Sizing and Life Cycle Assessment of Small-Scale Power Backup Solutions: A Statistical Approach

The increasing frequency of natural disasters, such as floods and wildfires, necessitates enhanced emergency management plans. Reliable backup power for critical infrastructure along evacuation routes is urgent. Using a case study approach, this study investigated small scale power backup solutions for a traffic light. We deployed a statistical approach to study the sizing problem for four alternative solutions: gasoline generator, battery pack, fuel cell system, and photovoltaic (PV) panels with a battery. Leveraging data from the State of California, we constructed probability distribution profiles to model power outage occurrence and duration and considered two representative high and low Global Horizontal Irradiance (GHI) locations. A Monte Carlo simulation, generating 10,000 power outage scenarios, was adopted to size the systems and evaluate their lifetime cost and Global Warming Potential (GWP). Following this approach allowed us to compare different systems and sizes based on the percentage of power outages that they can support, which is superior to sizing and analysis based on a single scenario. Our results show that the PV-battery system is the optimal choice, especially for areas with high GHI. The battery only option is a suitable choice only for short power outage scenarios, but increasing the battery size to cover prolonged outages will be both expensive and ungreen.
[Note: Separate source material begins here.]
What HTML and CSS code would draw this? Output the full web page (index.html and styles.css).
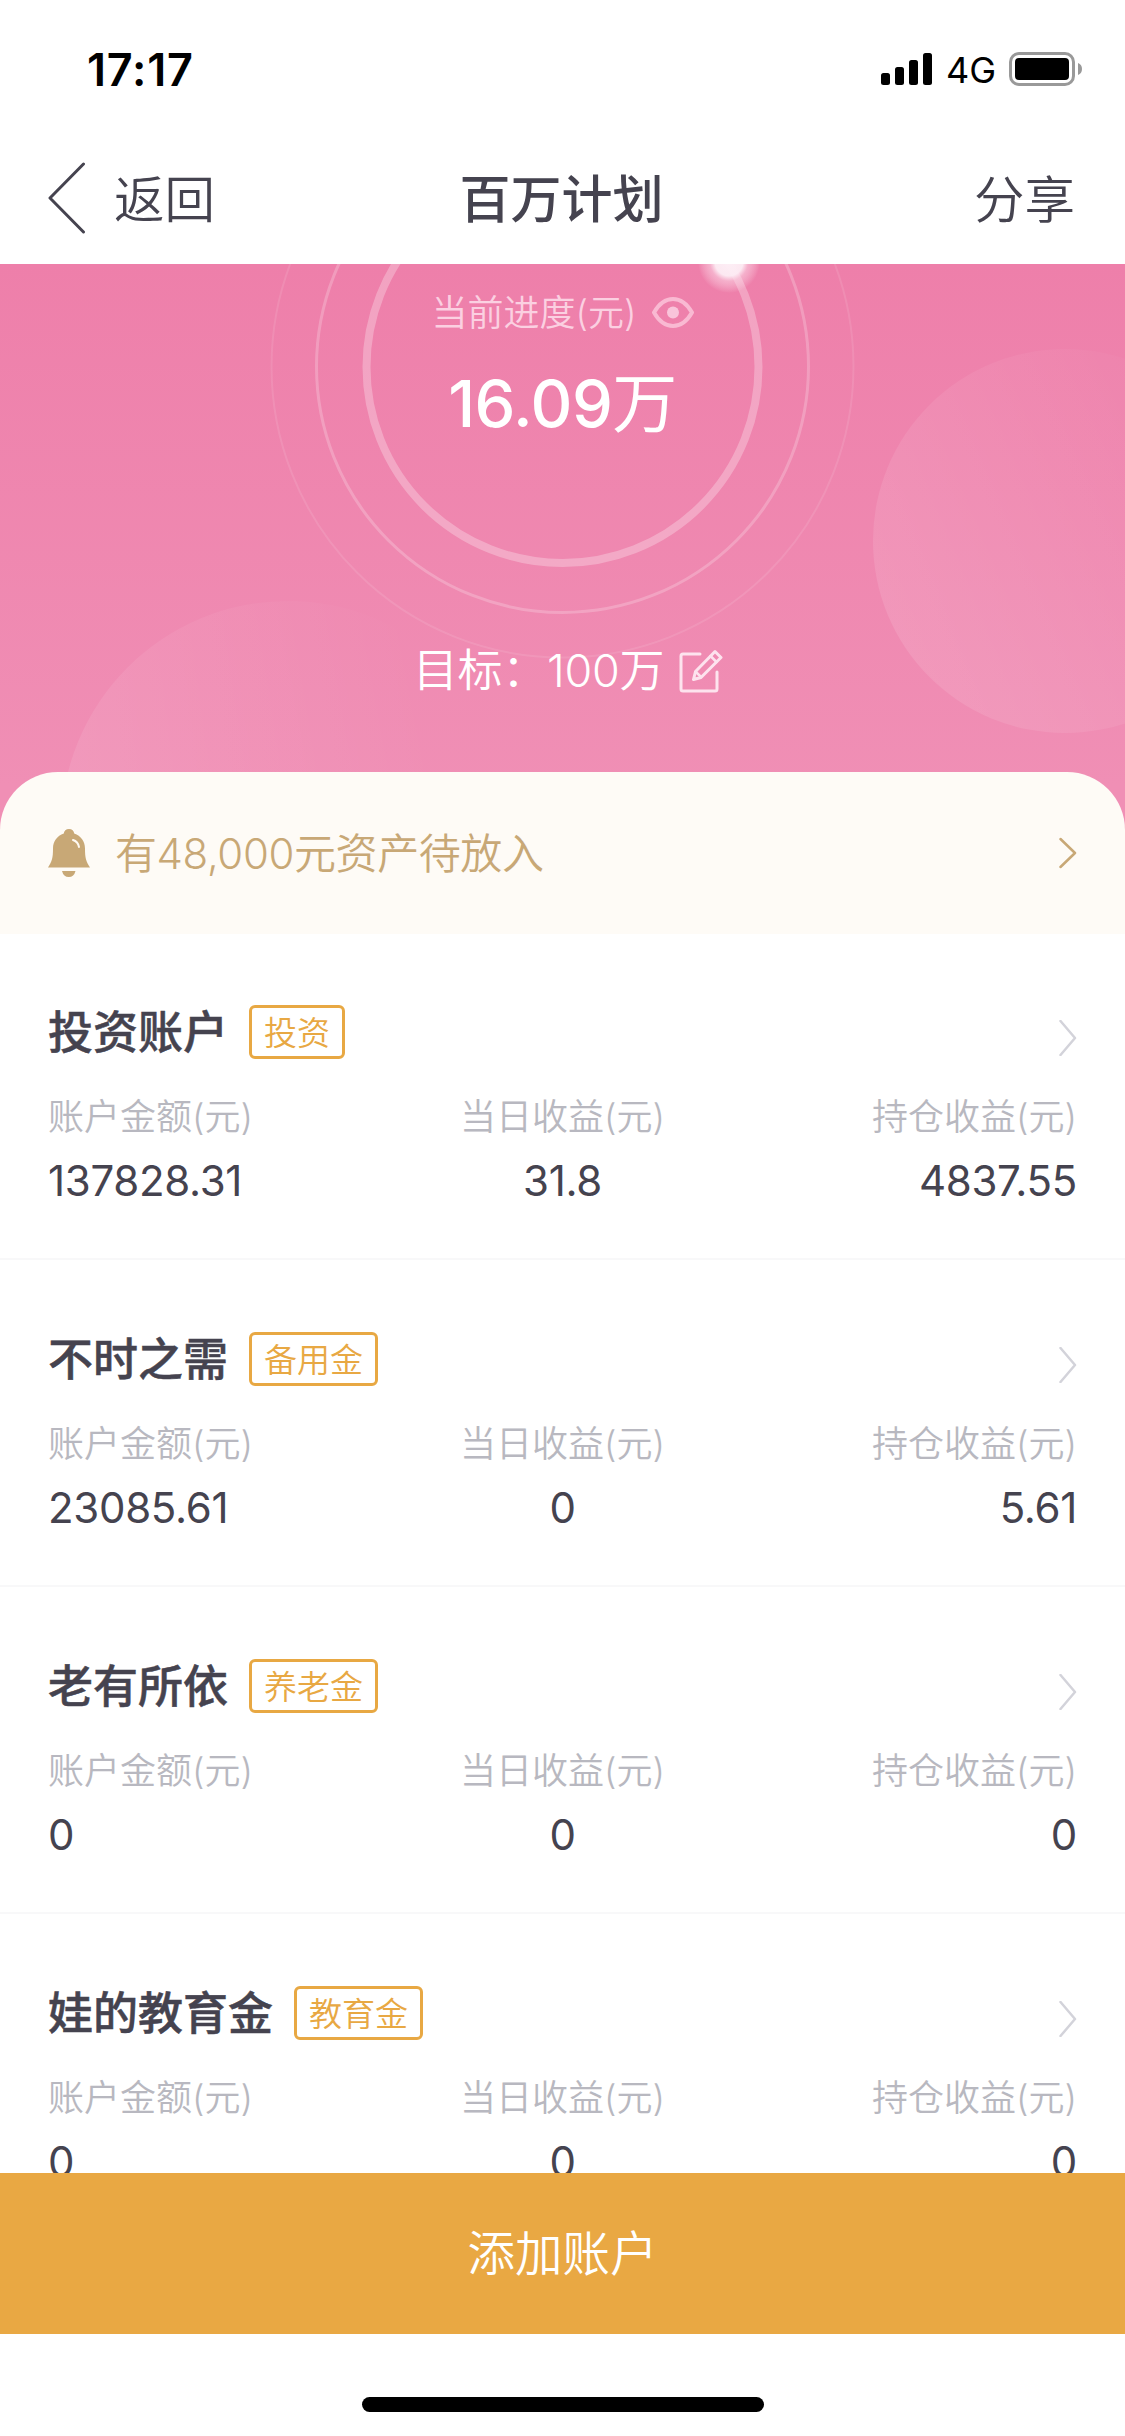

Fuel cell systems, on the other hand, can be a better choice for the longest events; however, results show that, unlike the conventional belief, cheap gasoline generators can be comparable to fuel cell systems in terms of GWP due to the standby nature of power backup systems and the high CO2 emissions produced during the manufacturing process for fuel cell engine and hydrogen tanks. This study also explored additional factors for gasoline generators and fuel cells, such as PV panel shading, refueling cost and frequency, and the sensitivity of outcomes to component cost assumptions and variations.